DATA SHOWN:
-*-

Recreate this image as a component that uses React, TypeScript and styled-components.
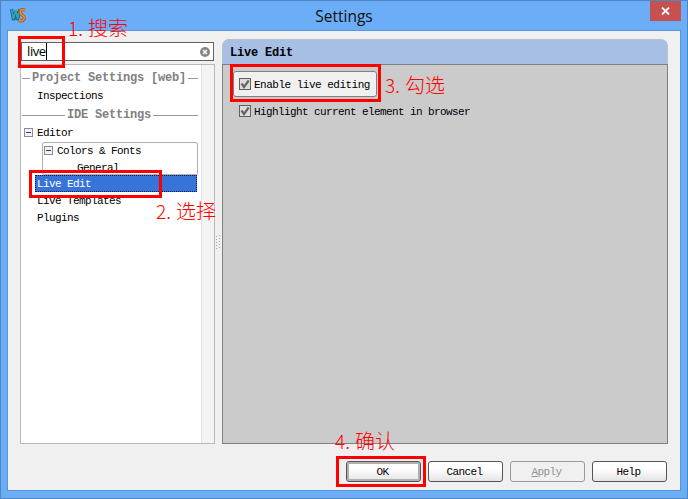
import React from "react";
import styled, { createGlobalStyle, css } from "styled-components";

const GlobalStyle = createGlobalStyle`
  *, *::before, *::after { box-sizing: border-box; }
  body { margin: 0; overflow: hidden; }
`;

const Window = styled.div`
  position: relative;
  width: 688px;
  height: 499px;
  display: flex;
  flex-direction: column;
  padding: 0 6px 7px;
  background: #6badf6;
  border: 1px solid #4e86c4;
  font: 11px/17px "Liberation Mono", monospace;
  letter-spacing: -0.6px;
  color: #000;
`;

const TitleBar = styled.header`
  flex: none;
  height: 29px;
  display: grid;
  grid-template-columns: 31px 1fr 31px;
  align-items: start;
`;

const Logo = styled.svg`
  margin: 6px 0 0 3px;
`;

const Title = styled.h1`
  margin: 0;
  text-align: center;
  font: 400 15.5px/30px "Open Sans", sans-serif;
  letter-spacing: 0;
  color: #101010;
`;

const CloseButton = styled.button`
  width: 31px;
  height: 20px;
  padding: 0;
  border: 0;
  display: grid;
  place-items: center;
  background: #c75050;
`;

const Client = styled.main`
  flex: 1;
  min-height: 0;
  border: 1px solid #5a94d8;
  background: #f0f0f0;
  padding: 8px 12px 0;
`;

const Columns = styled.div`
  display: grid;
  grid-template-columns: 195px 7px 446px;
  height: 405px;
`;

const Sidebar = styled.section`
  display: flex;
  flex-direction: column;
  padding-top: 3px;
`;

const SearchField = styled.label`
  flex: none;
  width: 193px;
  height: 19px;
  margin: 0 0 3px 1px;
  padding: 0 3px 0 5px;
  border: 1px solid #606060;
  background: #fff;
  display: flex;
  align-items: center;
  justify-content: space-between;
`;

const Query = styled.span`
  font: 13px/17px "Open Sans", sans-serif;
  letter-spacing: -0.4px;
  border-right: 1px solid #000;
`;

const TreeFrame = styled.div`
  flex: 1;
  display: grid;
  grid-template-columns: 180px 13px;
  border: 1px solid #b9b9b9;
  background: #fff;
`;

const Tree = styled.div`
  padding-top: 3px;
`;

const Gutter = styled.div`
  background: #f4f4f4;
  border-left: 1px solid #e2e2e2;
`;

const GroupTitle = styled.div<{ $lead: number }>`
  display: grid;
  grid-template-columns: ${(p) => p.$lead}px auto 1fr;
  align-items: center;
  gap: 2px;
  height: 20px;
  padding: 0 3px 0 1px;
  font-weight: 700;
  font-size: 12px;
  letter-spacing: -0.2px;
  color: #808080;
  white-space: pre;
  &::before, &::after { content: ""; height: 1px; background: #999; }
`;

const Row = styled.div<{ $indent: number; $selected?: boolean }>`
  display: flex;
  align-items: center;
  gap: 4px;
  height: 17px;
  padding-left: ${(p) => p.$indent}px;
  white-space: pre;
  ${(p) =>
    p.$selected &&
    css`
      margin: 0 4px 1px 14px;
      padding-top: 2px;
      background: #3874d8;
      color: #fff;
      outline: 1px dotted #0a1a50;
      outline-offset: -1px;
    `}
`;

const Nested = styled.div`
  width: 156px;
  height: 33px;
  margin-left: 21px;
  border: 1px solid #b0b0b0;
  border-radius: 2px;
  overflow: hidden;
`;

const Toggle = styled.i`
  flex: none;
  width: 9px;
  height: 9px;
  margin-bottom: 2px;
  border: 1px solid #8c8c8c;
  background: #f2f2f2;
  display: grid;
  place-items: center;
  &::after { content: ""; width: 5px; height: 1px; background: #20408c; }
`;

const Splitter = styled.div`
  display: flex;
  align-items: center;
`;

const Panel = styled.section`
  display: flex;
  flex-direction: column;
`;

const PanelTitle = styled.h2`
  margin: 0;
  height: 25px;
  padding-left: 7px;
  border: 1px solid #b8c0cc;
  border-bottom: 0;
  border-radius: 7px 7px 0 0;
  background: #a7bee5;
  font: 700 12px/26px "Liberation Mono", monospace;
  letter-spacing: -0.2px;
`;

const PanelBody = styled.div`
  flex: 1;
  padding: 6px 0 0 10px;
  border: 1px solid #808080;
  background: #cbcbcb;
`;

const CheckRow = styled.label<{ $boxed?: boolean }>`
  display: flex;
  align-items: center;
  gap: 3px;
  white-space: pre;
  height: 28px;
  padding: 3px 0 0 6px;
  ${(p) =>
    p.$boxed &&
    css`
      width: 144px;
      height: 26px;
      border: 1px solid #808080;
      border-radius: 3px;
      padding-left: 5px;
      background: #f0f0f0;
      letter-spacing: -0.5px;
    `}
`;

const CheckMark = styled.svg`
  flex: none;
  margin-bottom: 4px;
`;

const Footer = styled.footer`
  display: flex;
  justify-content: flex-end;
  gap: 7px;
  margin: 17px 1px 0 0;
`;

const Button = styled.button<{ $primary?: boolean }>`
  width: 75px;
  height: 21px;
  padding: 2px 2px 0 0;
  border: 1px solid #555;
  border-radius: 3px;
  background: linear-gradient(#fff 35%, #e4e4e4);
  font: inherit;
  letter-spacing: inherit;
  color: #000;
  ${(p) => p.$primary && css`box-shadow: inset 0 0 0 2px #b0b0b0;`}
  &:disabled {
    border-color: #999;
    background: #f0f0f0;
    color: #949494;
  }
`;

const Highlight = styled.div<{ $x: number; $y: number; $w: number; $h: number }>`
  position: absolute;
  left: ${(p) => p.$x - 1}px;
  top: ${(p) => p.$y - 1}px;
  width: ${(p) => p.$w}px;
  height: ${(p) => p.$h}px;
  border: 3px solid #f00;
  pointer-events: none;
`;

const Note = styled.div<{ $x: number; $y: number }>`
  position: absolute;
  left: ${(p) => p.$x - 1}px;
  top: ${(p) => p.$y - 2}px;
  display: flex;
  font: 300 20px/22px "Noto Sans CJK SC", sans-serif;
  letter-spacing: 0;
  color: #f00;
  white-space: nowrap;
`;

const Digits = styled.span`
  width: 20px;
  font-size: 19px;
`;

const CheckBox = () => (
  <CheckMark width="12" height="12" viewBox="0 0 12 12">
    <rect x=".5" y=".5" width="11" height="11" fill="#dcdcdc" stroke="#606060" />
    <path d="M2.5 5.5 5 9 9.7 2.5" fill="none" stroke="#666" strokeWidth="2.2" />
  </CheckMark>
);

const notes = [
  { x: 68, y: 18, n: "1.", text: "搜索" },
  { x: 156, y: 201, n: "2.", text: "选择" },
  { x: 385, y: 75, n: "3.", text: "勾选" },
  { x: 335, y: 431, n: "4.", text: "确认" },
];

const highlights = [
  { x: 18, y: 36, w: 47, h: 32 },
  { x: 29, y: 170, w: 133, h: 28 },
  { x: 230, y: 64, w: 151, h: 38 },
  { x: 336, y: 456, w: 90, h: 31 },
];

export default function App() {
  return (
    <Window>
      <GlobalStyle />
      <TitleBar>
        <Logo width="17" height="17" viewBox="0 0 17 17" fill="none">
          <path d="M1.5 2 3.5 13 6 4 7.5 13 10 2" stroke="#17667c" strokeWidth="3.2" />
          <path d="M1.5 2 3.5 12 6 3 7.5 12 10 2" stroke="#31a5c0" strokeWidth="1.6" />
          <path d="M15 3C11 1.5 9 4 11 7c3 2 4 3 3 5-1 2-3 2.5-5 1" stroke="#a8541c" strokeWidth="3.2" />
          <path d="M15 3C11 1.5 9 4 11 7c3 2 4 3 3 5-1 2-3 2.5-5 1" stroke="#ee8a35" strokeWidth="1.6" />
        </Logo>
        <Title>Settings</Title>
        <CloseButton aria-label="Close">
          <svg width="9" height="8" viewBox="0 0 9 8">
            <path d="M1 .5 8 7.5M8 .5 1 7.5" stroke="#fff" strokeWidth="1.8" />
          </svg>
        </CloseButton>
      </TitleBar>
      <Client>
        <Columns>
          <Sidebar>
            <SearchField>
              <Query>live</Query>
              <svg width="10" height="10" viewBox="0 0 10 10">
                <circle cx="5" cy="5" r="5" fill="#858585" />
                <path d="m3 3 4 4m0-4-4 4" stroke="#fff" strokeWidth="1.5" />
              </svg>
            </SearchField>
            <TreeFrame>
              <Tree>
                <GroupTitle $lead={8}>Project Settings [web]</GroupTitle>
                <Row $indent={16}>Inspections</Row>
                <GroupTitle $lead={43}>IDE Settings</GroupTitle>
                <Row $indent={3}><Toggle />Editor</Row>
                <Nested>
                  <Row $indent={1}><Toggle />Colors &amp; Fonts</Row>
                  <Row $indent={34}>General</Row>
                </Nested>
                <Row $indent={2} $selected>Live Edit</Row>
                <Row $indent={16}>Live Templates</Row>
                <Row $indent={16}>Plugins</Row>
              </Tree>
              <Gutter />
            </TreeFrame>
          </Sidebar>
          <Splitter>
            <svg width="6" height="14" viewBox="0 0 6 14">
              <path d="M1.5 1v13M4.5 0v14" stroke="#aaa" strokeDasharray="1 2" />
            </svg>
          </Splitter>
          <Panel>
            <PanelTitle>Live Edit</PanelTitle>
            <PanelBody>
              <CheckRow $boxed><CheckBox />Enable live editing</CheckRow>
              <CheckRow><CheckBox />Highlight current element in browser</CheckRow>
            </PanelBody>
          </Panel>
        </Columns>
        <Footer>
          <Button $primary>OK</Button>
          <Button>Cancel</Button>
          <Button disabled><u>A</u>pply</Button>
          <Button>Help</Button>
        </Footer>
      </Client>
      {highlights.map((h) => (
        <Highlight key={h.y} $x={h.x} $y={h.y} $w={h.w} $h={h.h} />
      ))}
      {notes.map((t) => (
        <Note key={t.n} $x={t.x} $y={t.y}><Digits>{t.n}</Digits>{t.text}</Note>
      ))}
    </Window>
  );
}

-*-

TASK INSTRUCTIONS:
Copy out all lines where the word "React" appears.

WRITTEN ANSWER:
Recreate this image as a component that uses React, TypeScript and styled-components.
import React from "react";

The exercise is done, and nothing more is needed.